* RECORDS SUPPLIED *
►
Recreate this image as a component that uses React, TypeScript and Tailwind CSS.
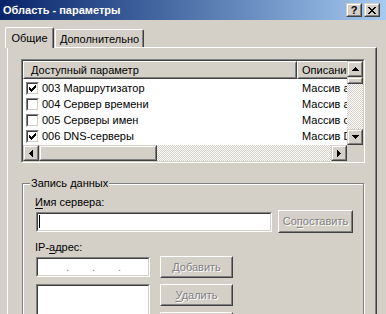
◄
►
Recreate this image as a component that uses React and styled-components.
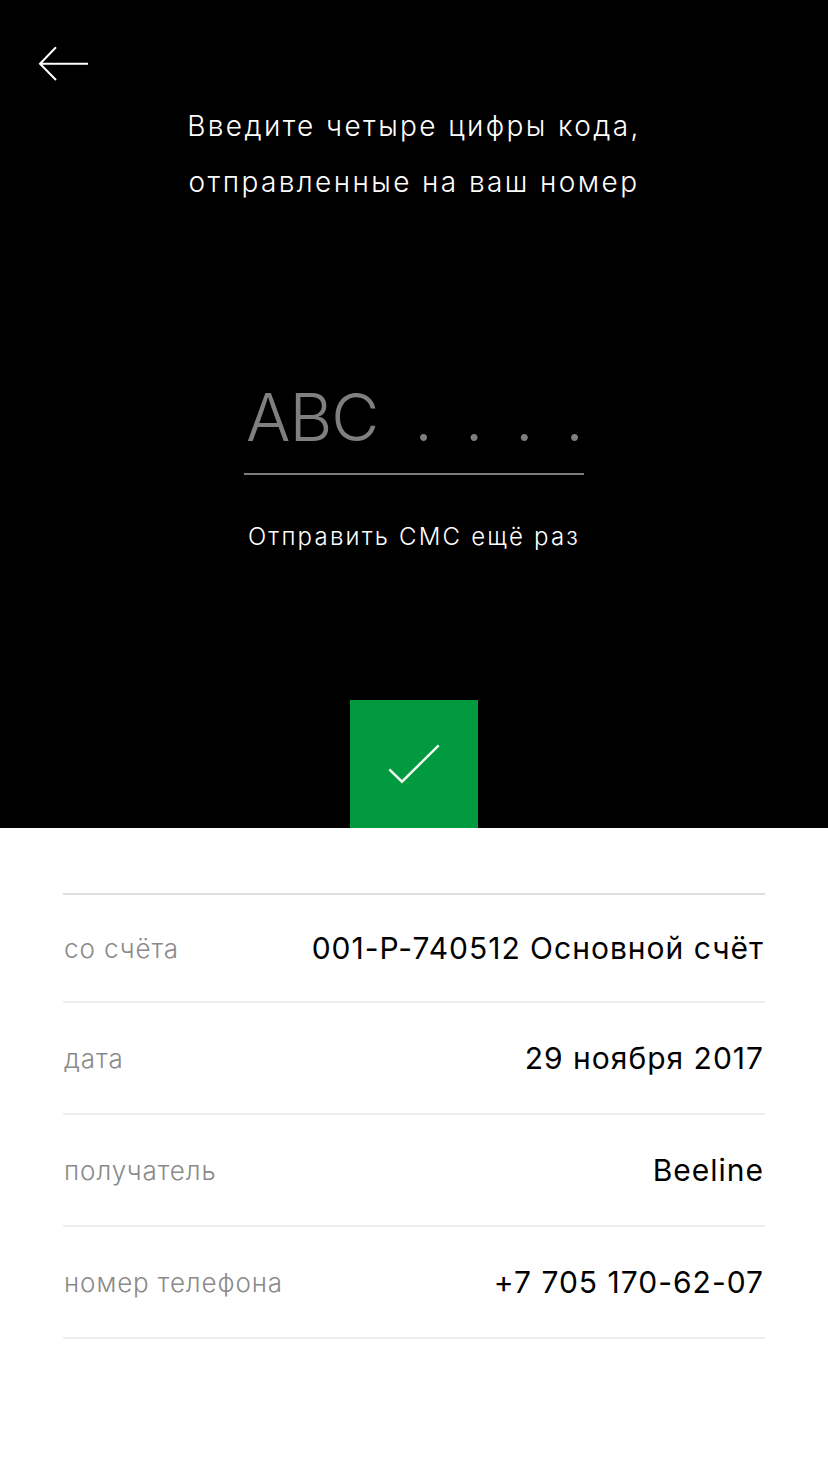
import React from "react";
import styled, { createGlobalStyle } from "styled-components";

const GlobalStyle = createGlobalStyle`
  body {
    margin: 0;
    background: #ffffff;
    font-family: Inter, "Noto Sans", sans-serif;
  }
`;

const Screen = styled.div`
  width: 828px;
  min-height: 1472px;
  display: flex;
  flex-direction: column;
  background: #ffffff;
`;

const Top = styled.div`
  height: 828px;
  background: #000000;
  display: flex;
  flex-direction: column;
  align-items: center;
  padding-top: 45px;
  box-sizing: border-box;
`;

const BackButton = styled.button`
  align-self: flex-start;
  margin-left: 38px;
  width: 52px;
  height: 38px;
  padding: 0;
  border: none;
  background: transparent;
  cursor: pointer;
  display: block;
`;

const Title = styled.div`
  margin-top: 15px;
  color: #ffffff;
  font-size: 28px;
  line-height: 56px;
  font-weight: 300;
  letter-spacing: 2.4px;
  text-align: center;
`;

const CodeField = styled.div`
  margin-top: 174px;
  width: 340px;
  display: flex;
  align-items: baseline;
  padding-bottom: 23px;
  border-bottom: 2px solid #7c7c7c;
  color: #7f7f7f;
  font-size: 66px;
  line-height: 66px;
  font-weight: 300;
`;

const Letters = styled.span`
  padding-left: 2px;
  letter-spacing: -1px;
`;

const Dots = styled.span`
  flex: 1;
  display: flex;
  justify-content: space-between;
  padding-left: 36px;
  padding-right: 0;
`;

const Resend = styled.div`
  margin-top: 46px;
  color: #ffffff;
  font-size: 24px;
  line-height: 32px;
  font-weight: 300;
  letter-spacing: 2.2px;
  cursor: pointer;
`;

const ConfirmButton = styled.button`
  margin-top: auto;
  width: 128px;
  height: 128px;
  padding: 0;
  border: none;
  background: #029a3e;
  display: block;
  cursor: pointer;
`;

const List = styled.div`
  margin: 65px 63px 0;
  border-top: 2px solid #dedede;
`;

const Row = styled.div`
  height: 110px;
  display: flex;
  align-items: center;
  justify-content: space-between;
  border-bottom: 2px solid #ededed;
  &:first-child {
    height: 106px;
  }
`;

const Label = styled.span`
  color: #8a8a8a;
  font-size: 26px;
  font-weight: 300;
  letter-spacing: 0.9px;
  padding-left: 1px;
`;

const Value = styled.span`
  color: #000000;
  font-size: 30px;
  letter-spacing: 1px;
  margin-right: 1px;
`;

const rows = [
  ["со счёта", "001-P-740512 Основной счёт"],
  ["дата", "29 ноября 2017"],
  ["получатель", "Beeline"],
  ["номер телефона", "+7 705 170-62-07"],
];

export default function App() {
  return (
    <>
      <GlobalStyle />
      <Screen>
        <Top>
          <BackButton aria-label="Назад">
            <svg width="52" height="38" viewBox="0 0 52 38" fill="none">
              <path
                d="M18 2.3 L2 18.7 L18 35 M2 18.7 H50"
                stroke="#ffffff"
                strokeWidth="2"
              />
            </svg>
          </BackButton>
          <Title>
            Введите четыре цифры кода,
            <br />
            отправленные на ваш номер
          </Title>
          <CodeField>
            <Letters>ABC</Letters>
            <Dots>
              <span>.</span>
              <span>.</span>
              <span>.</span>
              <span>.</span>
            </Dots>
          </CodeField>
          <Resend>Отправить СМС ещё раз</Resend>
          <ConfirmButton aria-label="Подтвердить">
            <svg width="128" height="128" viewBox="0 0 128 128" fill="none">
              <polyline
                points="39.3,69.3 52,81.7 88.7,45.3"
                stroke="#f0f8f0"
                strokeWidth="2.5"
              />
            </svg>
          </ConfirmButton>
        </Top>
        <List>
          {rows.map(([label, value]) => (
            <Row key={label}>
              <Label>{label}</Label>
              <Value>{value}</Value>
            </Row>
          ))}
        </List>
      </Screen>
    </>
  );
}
◄
Among the entries above, identify all lines with "React" and copy them.

* FULL SOLUTION *
Recreate this image as a component that uses React, TypeScript and Tailwind CSS.
Recreate this image as a component that uses React and styled-components.
import React from "react";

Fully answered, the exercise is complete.